§ What you should do
Pull out every line below holding the word "styles".

— begin —

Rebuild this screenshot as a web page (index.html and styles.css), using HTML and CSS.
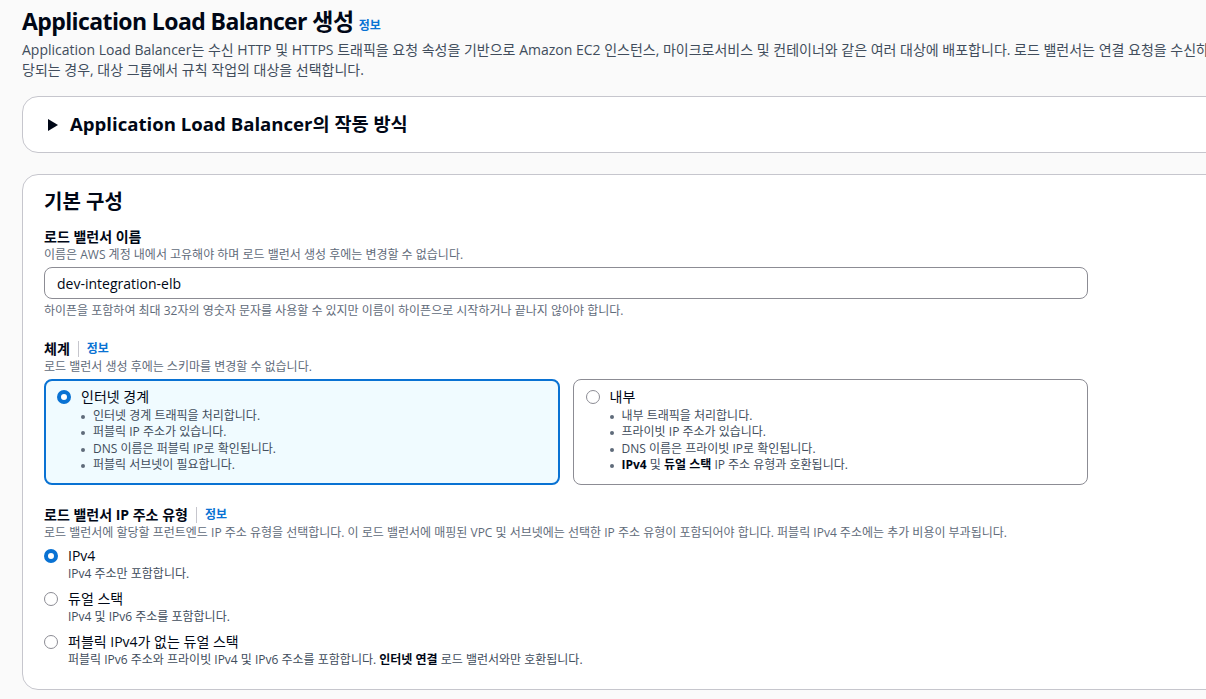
FILE: index.html
```html
<!DOCTYPE html>
<html lang="ko">
<head>
<meta charset="utf-8">
<title>Application Load Balancer 생성</title>
<link rel="stylesheet" href="styles.css">
</head>
<body>
<div class="page">
  <header class="page-header">
    <h1 class="page-title">Application Load Balancer 생성 <a class="info-link">정보</a></h1>
    <p class="page-lead">Application Load Balancer는 수신 HTTP 및 HTTPS 트래픽을 요청 속성을 기반으로 Amazon EC2 인스턴스, 마이크로서비스 및 컨테이너와 같은 여러 대상에 배포합니다. 로드 밸런서는 연결 요청을 수신하면 우선 순위에 따라 리스너 규칙을 평가하여 적용할 규칙을 결정하고, 해<br>당되는 경우, 대상 그룹에서 규칙 작업의 대상을 선택합니다.</p>
  </header>

  <section class="expander">
    <svg class="caret" width="10" height="12" viewBox="0 0 10 12"><polygon points="0,0 10,6 0,12" fill="#000716"/></svg>
    <h2 class="expander-title">Application Load Balancer의 작동 방식</h2>
  </section>

  <section class="panel">
    <h2 class="panel-title">기본 구성</h2>

    <div class="field">
      <div class="field-label">로드 밸런서 이름</div>
      <div class="field-desc">이름은 AWS 계정 내에서 고유해야 하며 로드 밸런서 생성 후에는 변경할 수 없습니다.</div>
      <input class="text-input" type="text" value="dev-integration-elb">
      <div class="field-hint">하이픈을 포함하여 최대 32자의 영숫자 문자를 사용할 수 있지만 이름이 하이픈으로 시작하거나 끝나지 않아야 합니다.</div>
    </div>

    <div class="field">
      <div class="field-label">체계 <span class="sep"></span> <a class="info-link">정보</a></div>
      <div class="field-desc">로드 밸런서 생성 후에는 스키마를 변경할 수 없습니다.</div>
      <div class="tiles">
        <div class="tile tile-selected">
          <div class="radio-row">
            <span class="radio radio-on"></span>
            <span class="radio-label">인터넷 경계</span>
          </div>
          <ul class="tile-list">
            <li>인터넷 경계 트래픽을 처리합니다.</li>
            <li>퍼블릭 IP 주소가 있습니다.</li>
            <li>DNS 이름은 퍼블릭 IP로 확인됩니다.</li>
            <li>퍼블릭 서브넷이 필요합니다.</li>
          </ul>
        </div>
        <div class="tile">
          <div class="radio-row">
            <span class="radio"></span>
            <span class="radio-label">내부</span>
          </div>
          <ul class="tile-list">
            <li>내부 트래픽을 처리합니다.</li>
            <li>프라이빗 IP 주소가 있습니다.</li>
            <li>DNS 이름은 프라이빗 IP로 확인됩니다.</li>
            <li><b>IPv4</b> 및 <b>듀얼 스택</b> IP 주소 유형과 호환됩니다.</li>
          </ul>
        </div>
      </div>
    </div>

    <div class="field">
      <div class="field-label">로드 밸런서 IP 주소 유형 <span class="sep"></span> <a class="info-link">정보</a></div>
      <div class="field-desc">로드 밸런서에 할당할 프런트엔드 IP 주소 유형을 선택합니다. 이 로드 밸런서에 매핑된 VPC 및 서브넷에는 선택한 IP 주소 유형이 포함되어야 합니다. 퍼블릭 IPv4 주소에는 추가 비용이 부과됩니다.</div>
      <div class="radio-group">
        <div class="option">
          <div class="radio-row">
            <span class="radio radio-on"></span>
            <span class="radio-label">IPv4</span>
          </div>
          <div class="option-desc">IPv4 주소만 포함합니다.</div>
        </div>
        <div class="option">
          <div class="radio-row">
            <span class="radio"></span>
            <span class="radio-label">듀얼 스택</span>
          </div>
          <div class="option-desc">IPv4 및 IPv6 주소를 포함합니다.</div>
        </div>
        <div class="option">
          <div class="radio-row">
            <span class="radio"></span>
            <span class="radio-label">퍼블릭 IPv4가 없는 듀얼 스택</span>
          </div>
          <div class="option-desc">퍼블릭 IPv6 주소와 프라이빗 IPv4 및 IPv6 주소를 포함합니다. <b>인터넷 연결</b> 로드 밸런서와만 호환됩니다.</div>
        </div>
      </div>
    </div>
  </section>
</div>
</body>
</html>
```

FILE: styles.css
```css
html, body {
  margin: 0;
  padding: 0;
  background: #fafafa;
  overflow: hidden;
}

body {
  font-family: "Open Sans", "Noto Sans CJK KR", sans-serif;
  color: #000716;
  font-size: 14px;
  line-height: 20px;
}

.page {
  width: 1240px;
  padding: 6px 0 0 22px;
}

.page-title {
  margin: 0;
  font-size: 23px;
  letter-spacing: -0.6px;
  line-height: 30px;
  font-weight: 700;
  color: #000716;
}

.info-link {
  font-size: 12px;
  letter-spacing: 0;
  font-weight: 700;
  color: #0972d3;
  vertical-align: baseline;
  line-height: 16px;
}

.page-lead {
  margin: 4px 0 0;
  font-size: 14px;
  line-height: 20px;
  color: #414d5c;
  white-space: nowrap;
}

.expander {
  margin-top: 16px;
  height: 57px;
  box-sizing: border-box;
  border: 1px solid #c6c6cd;
  border-radius: 16px;
  background: #ffffff;
  display: flex;
  align-items: center;
  padding-left: 25px;
}

.caret {
  flex: none;
  margin-right: 12px;
}

.expander-title {
  margin: 0 0 2px;
  font-size: 18.6px;
  line-height: 22px;
  font-weight: 700;
}

.panel {
  margin-top: 21px;
  background: #ffffff;
  border: 1px solid #c6c6cd;
  border-radius: 16px;
  padding: 15px 21px 21px;
}

.panel-title {
  margin: 0;
  font-size: 20px;
  line-height: 24px;
  font-weight: 700;
}

.field {
  margin-top: 20px;
  max-width: 1044px;
}

.panel-title + .field {
  margin-top: 13px;
}

.field-label {
  font-size: 14px;
  line-height: 20px;
  font-weight: 700;
  display: flex;
  align-items: center;
  gap: 8px;
}

.sep {
  display: inline-block;
  width: 1px;
  height: 16px;
  background: #c6c6cd;
}

.field-desc,
.field-hint,
.option-desc {
  font-size: 12px;
  line-height: 16px;
  color: #5f6b7a;
}

.text-input {
  display: block;
  box-sizing: border-box;
  width: 100%;
  height: 32px;
  margin-top: 4px;
  padding: 0 12px;
  border: 1px solid #8c8c94;
  border-radius: 8px;
  font-family: inherit;
  font-size: 14px;
  color: #000716;
  background: #ffffff;
}

.field-hint {
  margin-top: 4px;
}

.tiles {
  margin-top: 4px;
  display: grid;
  grid-template-columns: 1fr 1fr;
  gap: 13px;
}

.tile {
  box-sizing: border-box;
  border: 1px solid #8c8c94;
  border-radius: 8px;
  padding: 7px 12px 10px 12px;
  background: #ffffff;
}

.tile-selected {
  border: 2px solid #0972d3;
  background: #f0fbff;
  padding: 6px 11px 9px 11px;
}

.radio-row {
  display: flex;
  align-items: center;
  gap: 10px;
}

.radio {
  flex: none;
  box-sizing: border-box;
  width: 14px;
  height: 14px;
  border-radius: 50%;
  border: 1px solid #8c8c94;
  background: #ffffff;
}

.radio-on {
  border: 4px solid #0972d3;
}

.radio-label {
  font-size: 14px;
  line-height: 20px;
  color: #000716;
}

.tile-list {
  margin: 1px 0 0;
  padding: 0 0 0 36px;
  list-style: none;
  font-size: 12px;
  line-height: 16.4px;
  color: #414d5c;
}

.tile-list li {
  position: relative;
}

.tile-list li::before {
  content: "";
  position: absolute;
  left: -12px;
  top: 7px;
  width: 4px;
  height: 4px;
  border-radius: 50%;
  background: #5f6b7a;
}

.tile-list b,
.option-desc b {
  color: #000716;
}

.radio-group {
  margin-top: 5px;
  display: flex;
  flex-direction: column;
  gap: 7px;
}

.option-desc {
  padding-left: 24px;
  color: #414d5c;
}
```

— end —

§ Worked solution
Rebuild this screenshot as a web page (index.html and styles.css), using HTML and CSS.
<link rel="stylesheet" href="styles.css">
FILE: styles.css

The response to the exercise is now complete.